Riccelli Bill to Expand Free School Meals to Thousands of Students Passes House with Bipartisan Support

Olympia – Legislation to expand the number of schools that offer free meals to all of their students passed the Washington House of Representatives today with a vote of 93-3. Sponsored by Rep. Marcus Riccelli (D-Spokane), House Bill 1878 would require schools to participate in the USDA’s Community Eligibility Program (CEP) if eligible and provides funding to ensure that school districts are not left to foot the bill.

“Food is health. Consistent access to nutritious food is a part of how we protect kids from getting sick while ensuring they have the fuel they need to learn, grow, and play,” said Riccelli. “And free school meals are the most effective way to ensure that all of our kids are getting the food they need to thrive.”

The USDA’s Community Eligibility Program (CEP) allows schools with a certain percent of students whose households receive assistance from programs like SNAP or Medicaid, are in foster care placements, or who struggle with housing stability, to apply for community eligibility which provides funding to serve free meals to all of the students at that school. Removing lunch co-pays and the stigma of free and reduced lunch can more effectively provide students with the nutrition they need to succeed.

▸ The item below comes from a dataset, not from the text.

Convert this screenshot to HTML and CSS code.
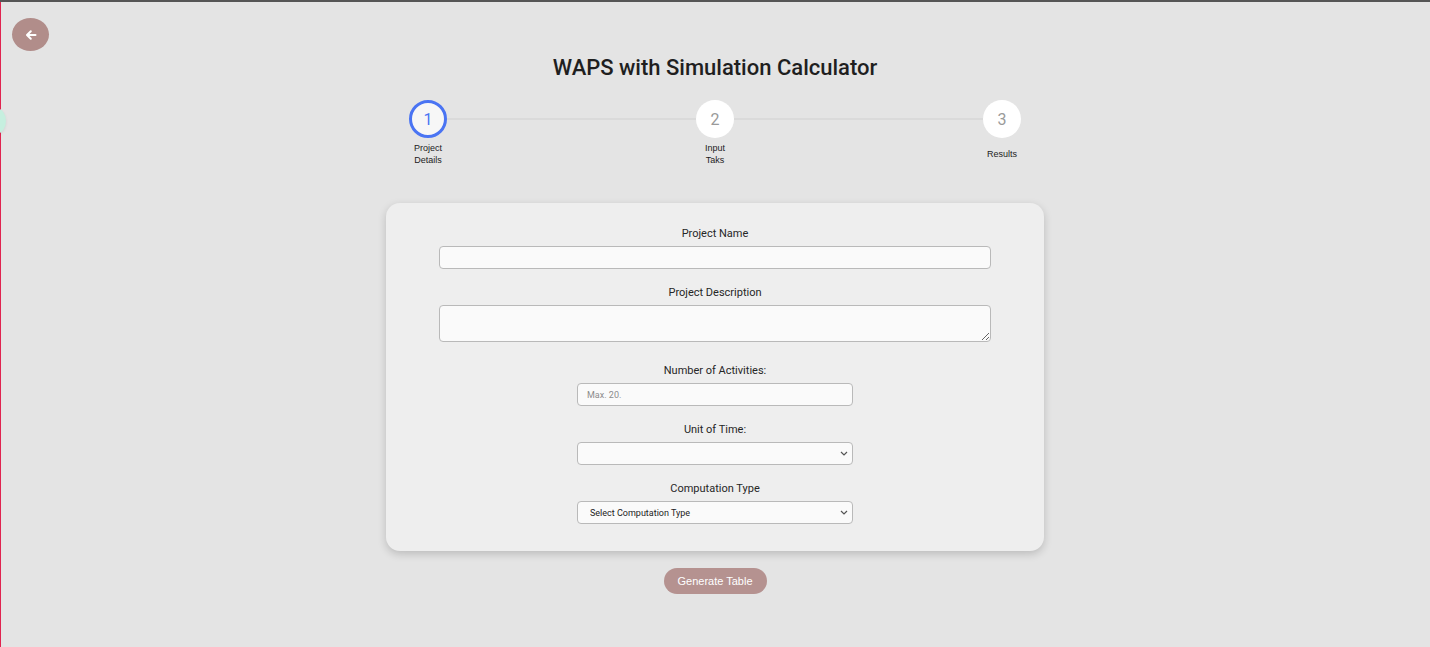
FILE: index.html
```html
<!DOCTYPE html>
<html lang="en">
<head>
<meta charset="utf-8">
<title>WAPS with Simulation Calculator</title>
<link rel="stylesheet" href="styles.css">
</head>
<body>
<div class="page">
  <span class="side-dot"></span>
  <header class="topbar">
    <button class="back-btn" aria-label="Back">
      <svg width="12" height="12" viewBox="0 0 12 12"><path d="M10.5 6H2.2M5.8 2.2L2 6l3.8 3.8" fill="none" stroke="#fff" stroke-width="2" stroke-linecap="round" stroke-linejoin="round"/></svg>
    </button>
  </header>
  <h1 class="title">WAPS with Simulation Calculator</h1>

  <div class="stepper">
    <div class="step">
      <div class="circle active">1</div>
      <div class="step-label">Project<br>Details</div>
    </div>
    <div class="connector"></div>
    <div class="step">
      <div class="circle">2</div>
      <div class="step-label">Input<br>Taks</div>
    </div>
    <div class="connector"></div>
    <div class="step">
      <div class="circle">3</div>
      <div class="step-label">Results</div>
    </div>
  </div>

  <form class="card">
    <label class="field">
      <span class="label">Project Name</span>
      <input class="control wide" type="text">
    </label>
    <label class="field">
      <span class="label">Project Description</span>
      <textarea class="control wide area"></textarea>
    </label>
    <label class="field">
      <span class="label">Number of Activities:</span>
      <input class="control narrow" type="text" placeholder="Max. 20.">
    </label>
    <label class="field">
      <span class="label">Unit of Time:</span>
      <select class="control narrow select"><option></option></select>
    </label>
    <label class="field">
      <span class="label">Computation Type</span>
      <select class="control narrow select"><option>Select Computation Type</option></select>
    </label>
  </form>

  <div class="actions">
    <button class="generate" type="button">Generate Table</button>
  </div>
</div>
</body>
</html>
```

FILE: styles.css
```css
* { box-sizing: border-box; }
html, body { margin: 0; height: 100%; }
body {
  background: #e4e4e4;
  font-family: Roboto, "Noto Sans", Arial, sans-serif;
  color: #222;
  border-top: 2px solid #555;
  box-shadow: inset 1px 0 0 #e0244f;
  overflow: hidden;
}
.page {
  position: relative;
  display: flex;
  flex-direction: column;
  align-items: center;
  padding-top: 16px;
  min-height: 100%;
}
.side-dot {
  position: absolute;
  left: -14px;
  top: 106px;
  width: 20px;
  height: 26px;
  border-radius: 50%;
  background: #c6efdf;
  box-shadow: 0 1px 3px rgba(0,0,0,0.08);
}
.topbar {
  align-self: stretch;
  display: flex;
  padding-left: 12px;
}
.back-btn {
  width: 37px;
  height: 33px;
  border: none;
  border-radius: 50%;
  background: #b18d8a;
  display: flex;
  align-items: center;
  justify-content: center;
  padding: 0;
  cursor: pointer;
}
.title {
  margin: 4px 0 0;
  font-size: 22px;
  line-height: 26px;
  font-weight: 500;
  color: #1f1f1f;
}
.stepper {
  display: flex;
  width: 612px;
  margin-top: 19px;
}
.step {
  width: 38px;
  display: flex;
  flex-direction: column;
  align-items: center;
}
.circle {
  width: 38px;
  height: 38px;
  border-radius: 50%;
  background: #fff;
  color: #9a9a9a;
  font-size: 16px;
  display: flex;
  align-items: center;
  justify-content: center;
}
.circle.active {
  border: 3px solid #4a74f3;
  color: #4a74f3;
  background: #f7f7f7;
}
.connector {
  flex: 1;
  height: 2px;
  background: #dadada;
  margin-top: 18px;
}
.step-label {
  margin-top: 4px;
  height: 24px;
  width: 60px;
  display: flex;
  align-items: center;
  justify-content: center;
  text-align: center;
  font-family: "Liberation Sans", Arial, sans-serif;
  font-size: 9px;
  line-height: 12px;
  color: #222;
}
.card {
  margin: 37px 0 0;
  width: 658px;
  padding: 24px 53px 27px;
  background: #eeeeee;
  border-radius: 14px;
  box-shadow: 0 3px 8px rgba(0,0,0,0.18);
  display: flex;
  flex-direction: column;
  align-items: center;
  gap: 17px;
}
.field {
  display: flex;
  flex-direction: column;
  align-items: center;
  gap: 5px;
  width: 100%;
}
.label {
  font-size: 11px;
  line-height: 14px;
  color: #262626;
}
.control {
  display: block;
  height: 23px;
  border: 1px solid #b9b9b9;
  border-radius: 4px;
  background: #fafafa;
  font-family: Roboto, Arial, sans-serif;
  margin: 0;
}
.wide { width: 552px; }
.area { height: 37px; resize: vertical; }
.narrow { width: 276px; }
input.control { padding: 0 9px; font-size: 9px; }
input.control::placeholder { color: #8c8c8c; }
.select {
  -webkit-appearance: none;
  appearance: none;
  font-size: 9px;
  color: #222;
  padding: 0 20px 0 12px;
  background: #fafafa url("data:image/svg+xml,%3Csvg xmlns='http://www.w3.org/2000/svg' width='8' height='5' viewBox='0 0 8 5'%3E%3Cpath d='M1 1l3 3 3-3' fill='none' stroke='%23555' stroke-width='1.2'/%3E%3C/svg%3E") no-repeat right 4px center;
}
.card .field:nth-child(3) { margin-top: 5px; }
.actions {
  margin-top: 17px;
}
.generate {
  width: 103px;
  height: 26px;
  border: none;
  border-radius: 13px;
  background: #b59290;
  color: #fff;
  font-family: "Liberation Sans", Arial, sans-serif;
  font-size: 11px;
  padding: 0;
  cursor: pointer;
}
```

In 2020 the Legislature required all schools that are eligible for CEP to participate in the program if it cost the same amount to provide free meals for the entire school as it did to just serve those who qualified for free and reduced lunch. Currently, 491 schools in Washington operate CEP and serve free meals to around 204,000 students with 9 more schools serving 3,300 students coming online soon.

HB 1878 would require all schools to participate in CEP if they are eligible under USDA rules. This would expand the program to an additional 626 schools and over 92,000 students. The bill also requires the state to cover the excess costs of implementing the program.

“I was hopeful that Congress would be able to pass the Build Back Better Act, allowing Washington to apply for CEP as a state and serve free meals to every student in the state,” said Riccelli. “But feeding kids can’t wait. We can expand the use of CEP without action from Congress. Without increasing costs on schools, HB 1878 will let us serve free school meals to, at minimum, an additional 92,000 students including 12,000 in the Spokane area.”

The bill now heads to the Senate for consideration.